Recorded information:
## Start

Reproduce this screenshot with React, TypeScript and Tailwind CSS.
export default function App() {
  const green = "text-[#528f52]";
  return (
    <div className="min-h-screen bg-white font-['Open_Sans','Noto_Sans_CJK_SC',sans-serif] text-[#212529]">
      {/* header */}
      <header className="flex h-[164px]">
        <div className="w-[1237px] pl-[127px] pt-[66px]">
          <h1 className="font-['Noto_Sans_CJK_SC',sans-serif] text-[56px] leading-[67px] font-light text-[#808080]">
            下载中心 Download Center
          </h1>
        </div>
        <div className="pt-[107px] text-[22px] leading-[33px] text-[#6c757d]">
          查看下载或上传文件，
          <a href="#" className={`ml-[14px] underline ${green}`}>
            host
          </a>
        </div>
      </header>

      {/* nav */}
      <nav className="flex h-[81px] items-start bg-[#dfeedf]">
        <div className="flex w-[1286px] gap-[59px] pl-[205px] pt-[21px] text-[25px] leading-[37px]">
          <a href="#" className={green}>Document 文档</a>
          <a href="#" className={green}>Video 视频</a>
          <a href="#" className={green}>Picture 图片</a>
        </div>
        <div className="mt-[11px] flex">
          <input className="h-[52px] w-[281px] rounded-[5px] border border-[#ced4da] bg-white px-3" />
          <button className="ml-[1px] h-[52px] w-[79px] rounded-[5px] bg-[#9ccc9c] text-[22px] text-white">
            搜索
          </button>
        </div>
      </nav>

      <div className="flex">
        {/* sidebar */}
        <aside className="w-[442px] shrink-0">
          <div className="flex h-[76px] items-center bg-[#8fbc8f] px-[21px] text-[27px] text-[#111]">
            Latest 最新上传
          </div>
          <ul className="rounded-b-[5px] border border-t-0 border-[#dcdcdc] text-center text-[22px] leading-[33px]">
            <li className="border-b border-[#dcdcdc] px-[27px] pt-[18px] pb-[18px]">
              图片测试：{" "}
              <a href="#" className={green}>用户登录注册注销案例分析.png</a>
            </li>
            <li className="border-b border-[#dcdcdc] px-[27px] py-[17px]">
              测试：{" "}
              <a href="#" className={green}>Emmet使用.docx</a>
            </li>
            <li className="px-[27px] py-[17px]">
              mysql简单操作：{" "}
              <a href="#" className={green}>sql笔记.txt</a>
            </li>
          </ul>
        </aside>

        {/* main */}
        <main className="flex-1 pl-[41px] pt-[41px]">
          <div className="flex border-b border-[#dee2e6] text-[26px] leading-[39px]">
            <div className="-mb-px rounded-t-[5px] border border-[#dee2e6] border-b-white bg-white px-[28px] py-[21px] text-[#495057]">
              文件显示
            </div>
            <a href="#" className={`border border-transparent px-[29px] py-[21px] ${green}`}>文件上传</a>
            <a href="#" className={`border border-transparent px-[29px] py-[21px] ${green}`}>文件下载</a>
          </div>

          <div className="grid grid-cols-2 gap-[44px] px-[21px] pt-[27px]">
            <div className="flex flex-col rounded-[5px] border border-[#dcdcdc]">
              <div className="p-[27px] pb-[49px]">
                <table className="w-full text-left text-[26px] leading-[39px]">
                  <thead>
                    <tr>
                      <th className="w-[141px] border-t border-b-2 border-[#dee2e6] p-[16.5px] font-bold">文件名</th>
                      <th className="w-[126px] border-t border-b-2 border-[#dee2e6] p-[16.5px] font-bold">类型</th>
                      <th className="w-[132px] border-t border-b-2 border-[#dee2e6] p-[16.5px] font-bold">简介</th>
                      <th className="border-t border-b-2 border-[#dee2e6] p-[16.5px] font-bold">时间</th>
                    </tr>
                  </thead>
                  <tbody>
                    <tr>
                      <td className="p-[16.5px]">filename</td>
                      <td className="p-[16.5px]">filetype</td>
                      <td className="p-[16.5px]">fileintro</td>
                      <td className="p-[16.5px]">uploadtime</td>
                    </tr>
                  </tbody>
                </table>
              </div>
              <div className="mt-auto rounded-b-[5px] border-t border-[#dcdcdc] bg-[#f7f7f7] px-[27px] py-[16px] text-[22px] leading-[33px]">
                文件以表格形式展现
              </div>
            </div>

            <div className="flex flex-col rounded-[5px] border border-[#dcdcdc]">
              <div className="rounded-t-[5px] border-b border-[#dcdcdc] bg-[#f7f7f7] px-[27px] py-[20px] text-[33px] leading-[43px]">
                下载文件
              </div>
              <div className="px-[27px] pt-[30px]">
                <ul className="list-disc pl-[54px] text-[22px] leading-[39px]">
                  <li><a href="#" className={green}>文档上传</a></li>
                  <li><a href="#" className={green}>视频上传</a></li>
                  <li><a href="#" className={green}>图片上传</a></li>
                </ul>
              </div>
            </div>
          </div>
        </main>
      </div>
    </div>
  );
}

## End
## Start

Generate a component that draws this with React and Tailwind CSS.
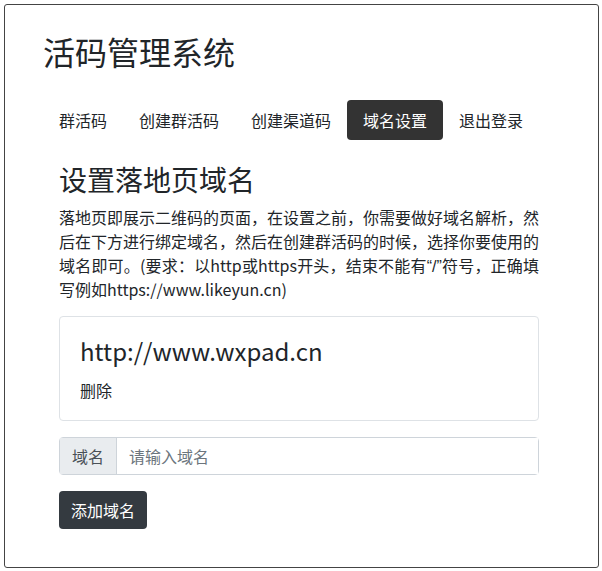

## End

What to produce:
Sift through the entries and copy every line with "this".

Task response:
Reproduce this screenshot with React, TypeScript and Tailwind CSS.
Generate a component that draws this with React and Tailwind CSS.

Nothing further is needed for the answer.